Search the material and gather each line with "that" in it.

Record extracts:
==================================================
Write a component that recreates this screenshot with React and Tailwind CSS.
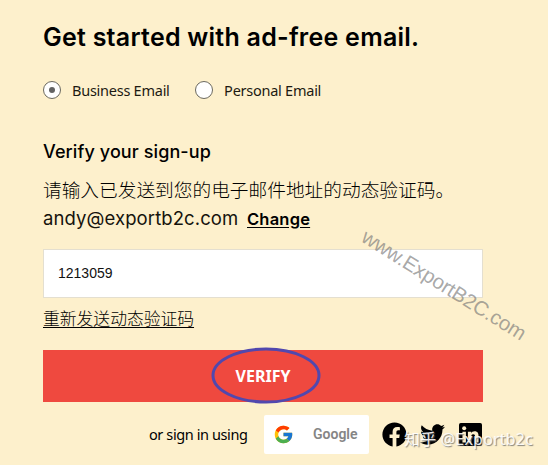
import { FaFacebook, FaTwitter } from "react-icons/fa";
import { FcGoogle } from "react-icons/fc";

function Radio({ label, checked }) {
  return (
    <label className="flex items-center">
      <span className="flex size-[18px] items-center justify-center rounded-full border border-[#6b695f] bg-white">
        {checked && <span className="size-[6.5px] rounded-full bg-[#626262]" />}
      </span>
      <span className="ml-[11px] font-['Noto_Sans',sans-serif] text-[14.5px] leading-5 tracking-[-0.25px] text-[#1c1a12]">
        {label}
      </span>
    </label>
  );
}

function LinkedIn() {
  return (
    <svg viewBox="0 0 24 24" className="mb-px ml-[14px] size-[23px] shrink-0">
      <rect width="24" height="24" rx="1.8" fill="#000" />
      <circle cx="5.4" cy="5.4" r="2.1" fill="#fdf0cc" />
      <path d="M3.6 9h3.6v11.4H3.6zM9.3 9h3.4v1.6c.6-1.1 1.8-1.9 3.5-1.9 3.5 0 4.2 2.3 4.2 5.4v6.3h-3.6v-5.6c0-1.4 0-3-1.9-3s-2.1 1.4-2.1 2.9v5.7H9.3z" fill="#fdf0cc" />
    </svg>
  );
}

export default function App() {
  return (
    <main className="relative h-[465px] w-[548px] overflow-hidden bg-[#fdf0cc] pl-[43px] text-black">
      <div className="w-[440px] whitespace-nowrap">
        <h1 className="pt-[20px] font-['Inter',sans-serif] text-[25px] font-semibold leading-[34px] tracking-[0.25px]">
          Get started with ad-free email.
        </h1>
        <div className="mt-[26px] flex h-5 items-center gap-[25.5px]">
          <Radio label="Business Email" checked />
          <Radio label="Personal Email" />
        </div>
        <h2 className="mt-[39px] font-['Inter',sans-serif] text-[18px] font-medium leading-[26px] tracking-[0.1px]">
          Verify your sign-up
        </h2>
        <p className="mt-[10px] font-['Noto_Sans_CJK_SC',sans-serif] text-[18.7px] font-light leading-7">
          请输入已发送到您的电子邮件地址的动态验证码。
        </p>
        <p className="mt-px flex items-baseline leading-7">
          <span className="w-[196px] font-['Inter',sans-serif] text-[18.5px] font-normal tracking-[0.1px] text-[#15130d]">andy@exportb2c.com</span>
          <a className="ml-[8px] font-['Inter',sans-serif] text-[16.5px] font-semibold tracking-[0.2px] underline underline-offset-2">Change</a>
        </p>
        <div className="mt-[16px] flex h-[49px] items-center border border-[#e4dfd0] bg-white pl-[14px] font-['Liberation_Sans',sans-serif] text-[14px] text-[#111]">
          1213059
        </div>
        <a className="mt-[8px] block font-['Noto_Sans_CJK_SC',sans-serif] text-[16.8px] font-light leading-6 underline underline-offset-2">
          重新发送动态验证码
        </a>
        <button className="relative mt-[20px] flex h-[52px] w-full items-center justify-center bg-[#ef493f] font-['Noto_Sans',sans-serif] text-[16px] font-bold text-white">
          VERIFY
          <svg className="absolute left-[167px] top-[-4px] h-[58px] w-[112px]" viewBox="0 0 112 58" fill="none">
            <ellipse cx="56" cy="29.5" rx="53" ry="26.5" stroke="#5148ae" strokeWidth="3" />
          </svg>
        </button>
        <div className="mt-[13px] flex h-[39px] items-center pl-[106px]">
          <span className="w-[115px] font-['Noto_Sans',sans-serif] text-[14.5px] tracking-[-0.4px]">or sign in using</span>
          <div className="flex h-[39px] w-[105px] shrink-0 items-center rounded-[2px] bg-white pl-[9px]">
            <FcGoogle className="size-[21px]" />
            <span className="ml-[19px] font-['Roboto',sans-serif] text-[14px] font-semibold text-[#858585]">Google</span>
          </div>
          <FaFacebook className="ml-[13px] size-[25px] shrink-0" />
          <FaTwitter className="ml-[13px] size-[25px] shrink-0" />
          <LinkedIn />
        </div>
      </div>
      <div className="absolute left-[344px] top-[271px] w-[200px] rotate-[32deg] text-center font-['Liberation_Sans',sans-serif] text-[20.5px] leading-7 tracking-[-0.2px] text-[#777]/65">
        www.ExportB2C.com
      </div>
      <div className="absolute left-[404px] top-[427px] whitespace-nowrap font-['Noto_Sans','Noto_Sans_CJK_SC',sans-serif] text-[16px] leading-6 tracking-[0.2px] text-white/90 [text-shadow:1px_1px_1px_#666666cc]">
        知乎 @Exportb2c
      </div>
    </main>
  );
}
==================================================
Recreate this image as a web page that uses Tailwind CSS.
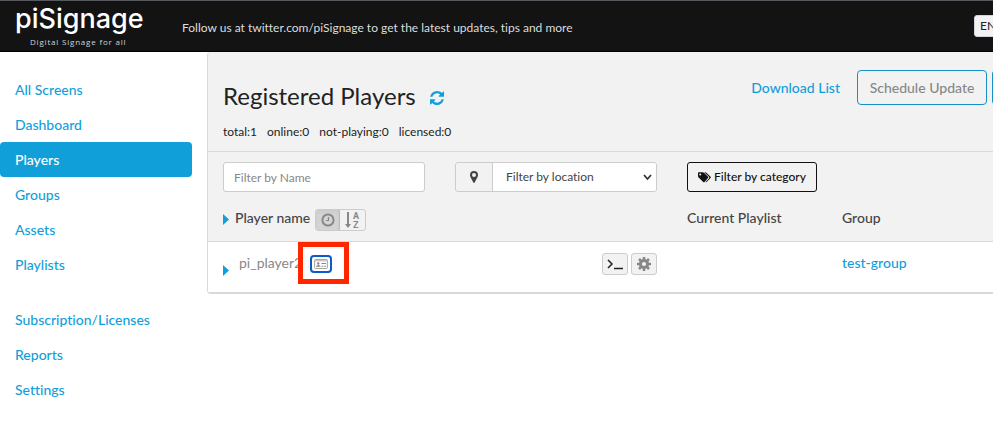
==================================================
Finished answer:
Write a component that recreates this screenshot with React and Tailwind CSS.
Recreate this image as a web page that uses Tailwind CSS.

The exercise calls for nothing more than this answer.